Co-Authored-By: Claude Opus 4.7 <noreply@anthropic.com>
This commit is contained in:
Johnny Fernandes
2026-05-17 10:44:15 +00:00
parent e86fee5ae8
commit 1df84ae4b5
+16 -5
View File
@@ -146,7 +146,7 @@ MODE ?= rl
.PHONY: all bc_demos bc rl rl_fast eval eval_fast eval_all eval_all_fast \
test webots webots_quick webots_sweep clean clean_all help \
test webots webots_sweep clean clean_all help \
train_all train_diff_rect train_diff_round \
train_mec_rect train_mec_round \
train_all_fast train_diff_rect_fast train_diff_round_fast \
@@ -161,6 +161,17 @@ export HERDING_WORLD = $(WORLD)
# the build is run under tee / nohup / tmux pipes.
export PYTHONUNBUFFERED = 1
# Mecanum needs --use-webots-preset so collect/rl pick up
# HERDING_MEC_WEBOTS — the gym mecanum kinematics get the strafe
# efficiency and forward-bleed match against the physical-roller
# Webots proto.

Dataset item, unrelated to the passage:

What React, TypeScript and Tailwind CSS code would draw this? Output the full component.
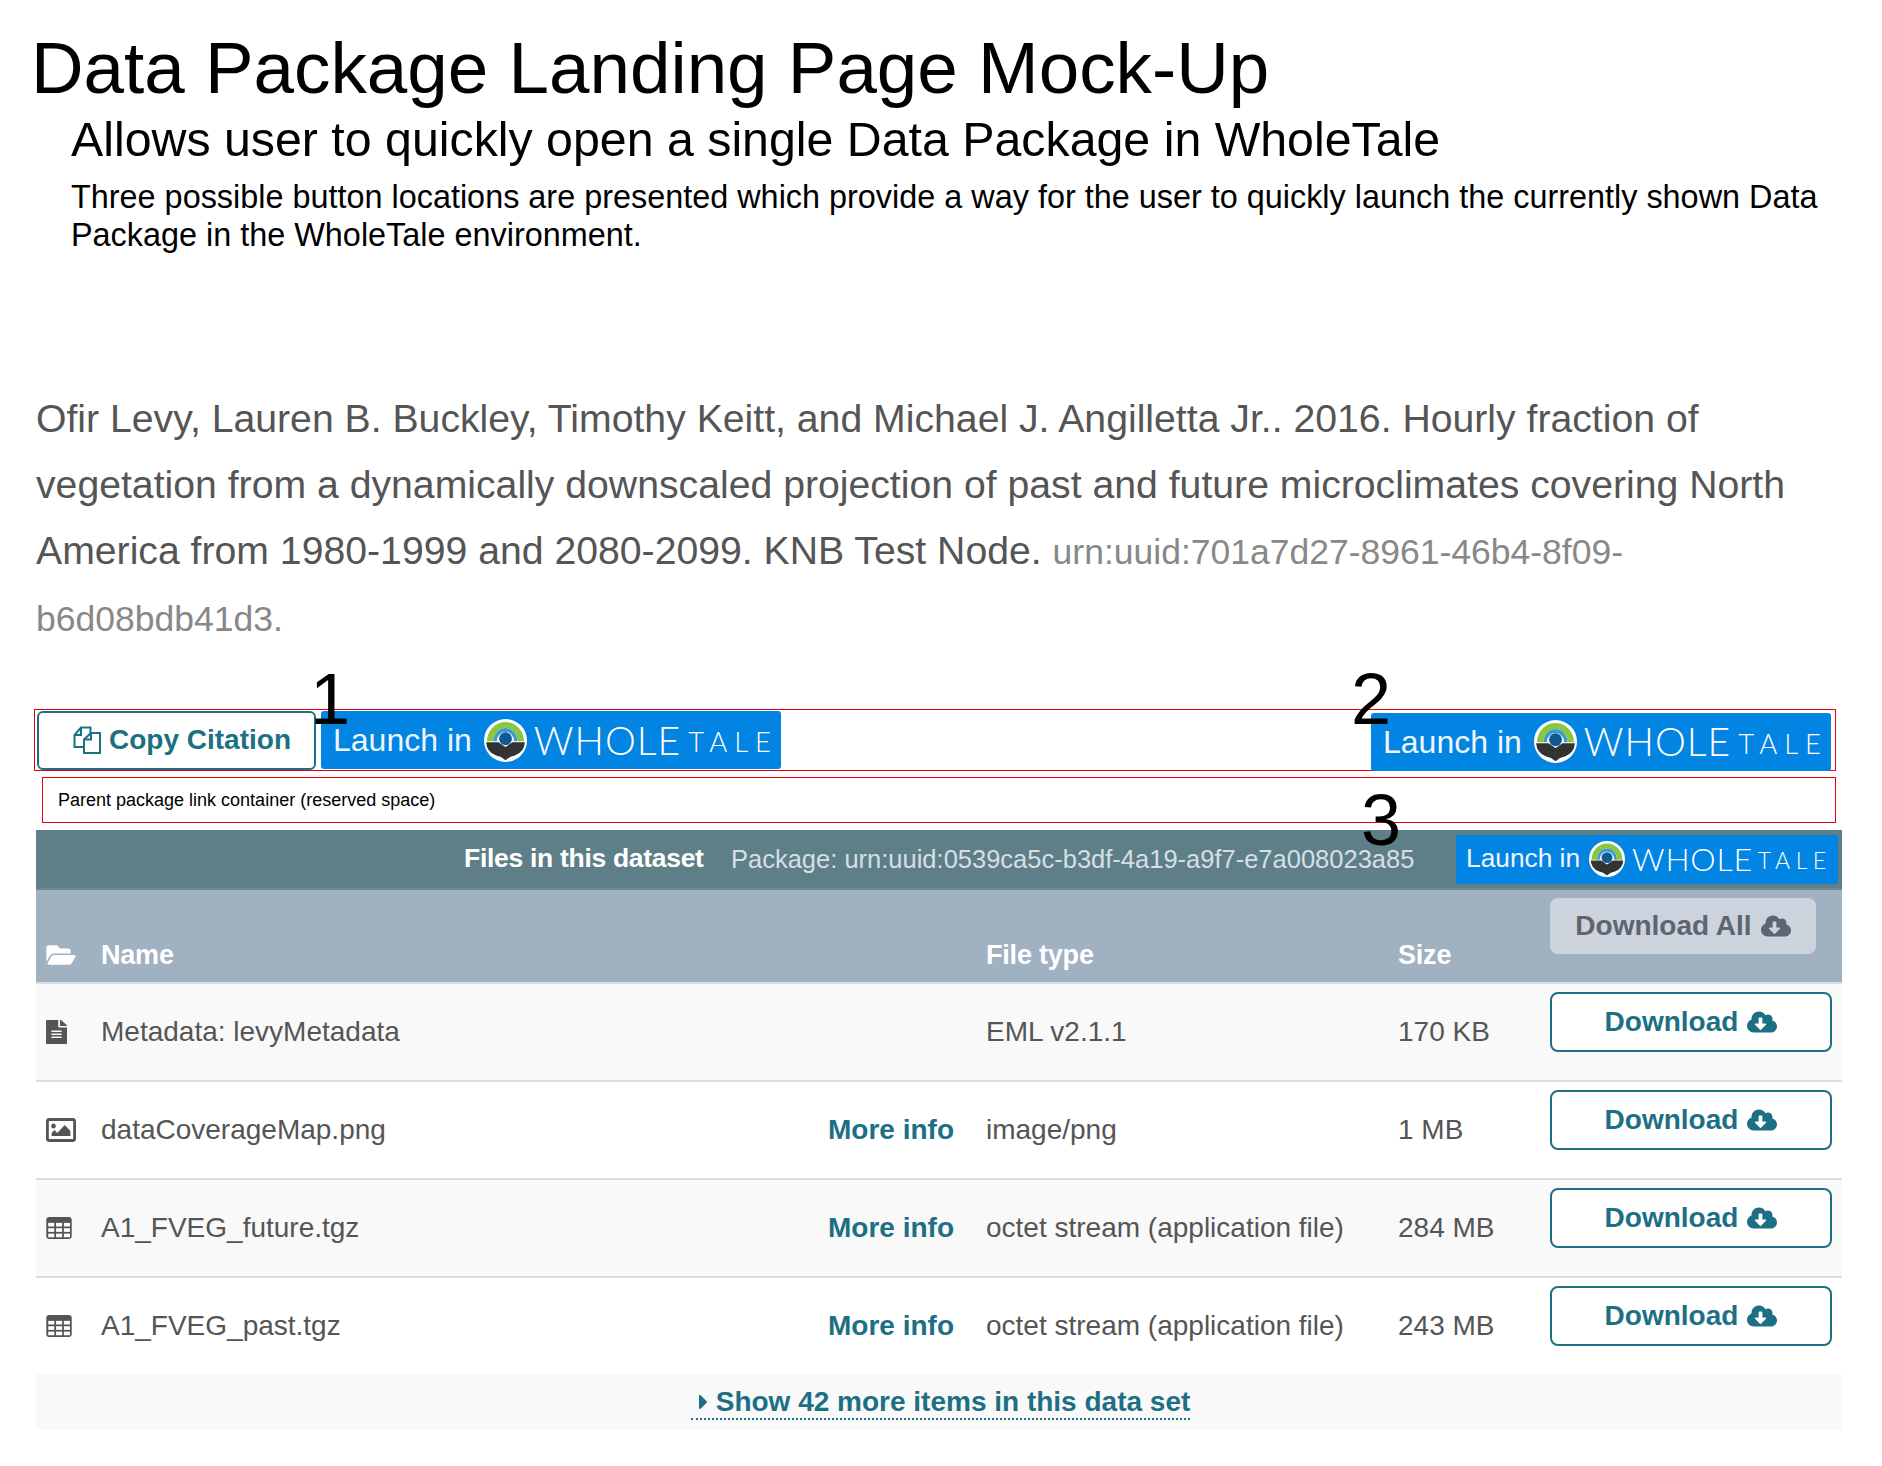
import { FaFolderOpen, FaFileAlt, FaRegImage, FaCloudDownloadAlt, FaCaretRight } from "react-icons/fa";

function Logo({ className }: { className: string }) {
  return (
    <svg viewBox="0 0 100 100" className={className}>
      <circle cx="50" cy="50" r="50" fill="#fff" />
      <path d="M7 52 A43 45 0 0 1 93 52 L78 52 A28 31 0 0 0 22 52 Z" fill="#8cc63f" />
      <path d="M22 52 A28 31 0 0 1 78 52 L70 52 A20 22 0 0 0 30 52 Z" fill="#3d9bd0" />
      <path d="M30 52 A20 22 0 0 1 70 52 L66 52 A16 17 0 0 0 34 52 Z" fill="#e2f1f8" />
      <circle cx="50" cy="46" r="15" fill="#0f5a94" />
      <path d="M5 54 L34 54 Q42 60 50 65 Q58 60 66 54 L95 54 Q94 76 72 85 Q60 87 50 96 Q40 87 28 85 Q6 76 5 54 Z" fill="#333" />
    </svg>
  );
}

function TableIcon() {
  const cells = [];
  for (const y of [6, 11.5, 17]) for (const x of [2, 10, 18]) cells.push(<rect key={`${x}-${y}`} x={x} y={y} width="6.2" height="3.7" fill="#fff" />);
  return (
    <svg viewBox="0 0 26 22.5" className="h-[22px] w-[26px]">
      <rect width="26" height="22.5" rx="3" fill="#555" />
      {cells}
    </svg>
  );
}

function CopyIcon() {
  return (
    <svg viewBox="0 0 28 28" className="h-[28px] w-[28px]" fill="none" stroke="#1d6f84" strokeWidth="2">
      <path d="M11 21 H1.5 V9 L8 1.5 H17.5 V7" />
      <path d="M8 1.5 V9 H1.5" />
      <path d="M18 7 H27 V27 H11 V13.5 Z" />
      <path d="M18 7 V13.5 H11" />
    </svg>
  );
}

function Launch({ small, className }: { small?: boolean; className: string }) {
  return (
    <div className={`flex items-center whitespace-nowrap rounded-[3px] bg-[#0284e2] text-white ${className}`}>
      <span className={small ? "text-[26.3px] text-[#eef6fc]" : "text-[32px] text-[#eef6fc]"}>Launch in</span>
      <Logo className={small ? "ml-[9px] h-[36px] w-[36px]" : "ml-[12px] h-[43px] w-[43px]"} />
      <span className={small ? "ml-[7px] font-['Lato'] text-[32px] tracking-[0.8px] font-light" : "ml-[7px] font-['Lato'] text-[39px] tracking-[1px] font-light"}>WHOLE</span>
      <span className={small ? "ml-[5px] mt-[3px] font-['Lato'] text-[23px] font-light tracking-[5.5px]" : "ml-[7px] mt-[4px] font-['Lato'] text-[27.5px] font-light tracking-[7px]"}>TALE</span>
    </div>
  );
}

const rows = [
  { icon: <FaFileAlt className="h-[24px] w-[21px]" preserveAspectRatio="none" />, name: "Metadata: levyMetadata", more: false, type: "EML v2.1.1", size: "170 KB" },
  { icon: <FaRegImage className="h-[32px] w-[30px]" preserveAspectRatio="none" />, name: "dataCoverageMap.png", more: true, type: "image/png", size: "1 MB" },
  { icon: <TableIcon />, name: "A1_FVEG_future.tgz", more: true, type: "octet stream (application file)", size: "284 MB" },
  { icon: <TableIcon />, name: "A1_FVEG_past.tgz", more: true, type: "octet stream (application file)", size: "243 MB" },
];

export default function App() {
  return (
    <div className="relative h-[1466px] w-[1882px] overflow-hidden bg-white font-['Liberation_Sans',Arial,sans-serif] text-black">
      <h1 className="pl-[31px] pt-[25px] text-[72.8px] leading-[86px]">Data Package Landing Page Mock-Up</h1>
      <h2 className="pl-[71px] text-[48.3px] leading-[56px]">Allows user to quickly open a single Data Package in WholeTale</h2>
      <p className="mt-[11px] w-[1820px] pl-[71px] text-[32.4px] leading-[38px]">
        Three possible button locations are presented which provide a way for the user to quickly launch the currently shown Data Package in the WholeTale environment.
      </p>

      <p className="ml-[36px] mt-[132px] w-[1806px] text-[39.2px] leading-[66px] text-[#555]">
        Ofir Levy, Lauren B. Buckley, Timothy Keitt, and Michael J. Angilletta Jr.. 2016. Hourly fraction of vegetation from a dynamically downscaled projection of past and future microclimates covering North America from 1980-1999 and 2080-2099. KNB Test Node.{" "}
        <span className="text-[35.5px] text-[#888]">urn:uuid:701a7d27-8961-46b4-8f09-b6d08bdb41d3.</span>
      </p>

      <div className="ml-[34px] mt-[57px] flex h-[62px] w-[1802px] items-center justify-between border border-[#e8000d]">
        <div className="flex items-center">
          <div className="ml-[2px] flex h-[59px] w-[279px] items-center gap-[8px] rounded-[6px] border-2 border-[#1d6f84] bg-white pl-[34px] text-[28px] font-bold text-[#1d6f84]">
            <CopyIcon />
            Copy Citation
          </div>
          <Launch className="ml-[5px] h-[58px] w-[460px] pl-[12px]" />
        </div>
        <Launch className="mr-[4px] mt-[3px] h-[58px] w-[460px] pl-[12px]" />
      </div>

      <div className="ml-[42px] mt-[6px] flex h-[46px] w-[1794px] items-center border border-[#e8000d] pl-[15px] text-[18px]">
        Parent package link container (reserved space)
      </div>

      <div className="ml-[36px] mt-[7px] w-[1806px]">
        <div className="flex h-[60px] items-center whitespace-nowrap border-b-2 border-[#6b8790] bg-[#5f7f88] pl-[428px]">
          <span className="w-[239px] text-[26.5px] font-bold tracking-[-0.3px] text-white">Files in this dataset</span>
          <span className="ml-[28px] w-[684px] text-[25.5px] text-[#d5dfe4]">Package: urn:uuid:0539ca5c-b3df-4a19-a9f7-e7a008023a85</span>
          <Launch small className="ml-[41px] h-[49px] w-[382px] pl-[10px]" />
        </div>

        <div className="relative flex h-[94px] items-end border-b-2 border-[#ddd] bg-[#a0b1c2] pb-[11px] text-[27px] font-bold leading-[32px] tracking-[-0.2px] text-white">
          <FaFolderOpen className="mb-[3px] ml-[10px] h-[26px] w-[30px]" />
          <span className="ml-[25px] w-[885px]">Name</span>
          <span className="w-[412px]">File type</span>
          <span>Size</span>
          <div className="absolute left-[1514px] top-[8px] flex h-[56px] w-[266px] items-center justify-center gap-[9px] rounded-[8px] bg-[#cdd3dd] text-[28px] tracking-normal text-[#5e6470]">
            Download All
            <FaCloudDownloadAlt className="h-[26px] w-[30px]" />
          </div>
        </div>

        {rows.map((r, i) => (
          <div key={r.name} className={`flex text-[28px] text-[#555] ${i === 3 ? "h-[96px]" : "h-[98px] border-b-2 border-[#ddd]"} ${i % 2 === 0 ? "bg-[#f9f9f9]" : "bg-white"}`}>
            <div className="flex w-[65px] items-center pl-[10px]">{r.icon}</div>
            <div className="flex w-[853px] items-center justify-between">
              <span>{r.name}</span>
              {r.more && <span className="font-bold text-[#1d6f84]">More info</span>}
            </div>
            <div className="ml-[32px] flex w-[412px] items-center">{r.type}</div>
            <div className="flex w-[152px] items-center">{r.size}</div>
            <div className="mt-[8px] flex h-[60px] w-[282px] items-center justify-center gap-[9px] rounded-[8px] border-2 border-[#1d6f84] bg-white font-bold text-[#1d6f84]">
              Download
              <FaCloudDownloadAlt className="h-[26px] w-[30px]" />
            </div>
          </div>
        ))}

        <div className="flex h-[56px] justify-center bg-[#f9f9f9] text-[28px] font-bold text-[#1d6f84]">
          <span className="ml-[3px] flex h-[46px] items-center border-b-2 border-dotted border-[#1d6f84] pl-[8px] pt-[11px]">
            <FaCaretRight className="mr-[8px] h-[24px] w-[9px]" />
            Show 42 more items in this data set
          </span>
        </div>
      </div>

      <span className="absolute left-[310px] top-[656px] text-[72px] leading-[86px]">1</span>
      <span className="absolute left-[1351px] top-[656px] text-[72px] leading-[86px]">2</span>
      <span className="absolute left-[1361px] top-[777px] text-[72px] leading-[86px]">3</span>
    </div>
  );
}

Without this flag the policy trains on textbook
# X-pattern mecanum and fails on deployment.
ifeq ($(DRIVE),mecanum)
WEBOTS_PRESET_FLAG = --use-webots-preset
else
WEBOTS_PRESET_FLAG =
endif
bc_demos: $(BC_DEMOS)
$(BC_DEMOS):
$(PY) -m training.bc.collect \
@@ -171,7 +182,8 @@ $(BC_DEMOS):
--max-steps $(DEMO_MAX_STEPS) \
--fp-rate $(FP_RATE) \
--action-smooth $(ACTION_SMOOTH_TRAIN) \
--wheel-slip-std $(WHEEL_SLIP_STD)
--wheel-slip-std $(WHEEL_SLIP_STD) \
$(WEBOTS_PRESET_FLAG)
bc: $(BC_POLICY)
$(BC_POLICY): $(BC_DEMOS)
@@ -190,6 +202,8 @@ $(RL_POLICY): $(BC_POLICY)
--fp-rate $(FP_RATE) \
--action-smooth $(ACTION_SMOOTH_TRAIN) \
--wheel-slip-std $(WHEEL_SLIP_STD)
# (rl/train.py auto-applies HERDING_MEC_WEBOTS when drive=mecanum;
# no --use-webots-preset flag needed.)
eval: $(RL_POLICY)
$(PY) -m training.eval --policy $(RL_DIR) \
@@ -223,9 +237,6 @@ test:
webots:
@bash tools/webots_menu.sh
webots_quick:
tools/run_webots.sh $(N) $(MODE) $(DRIVE) $(WORLD)
# Headless sweep across all modes × worlds × flock sizes.
# Results are written to webots_sweep.log.
# Set USE_GT=1 to bypass LiDAR tracker (isolate perception from policy).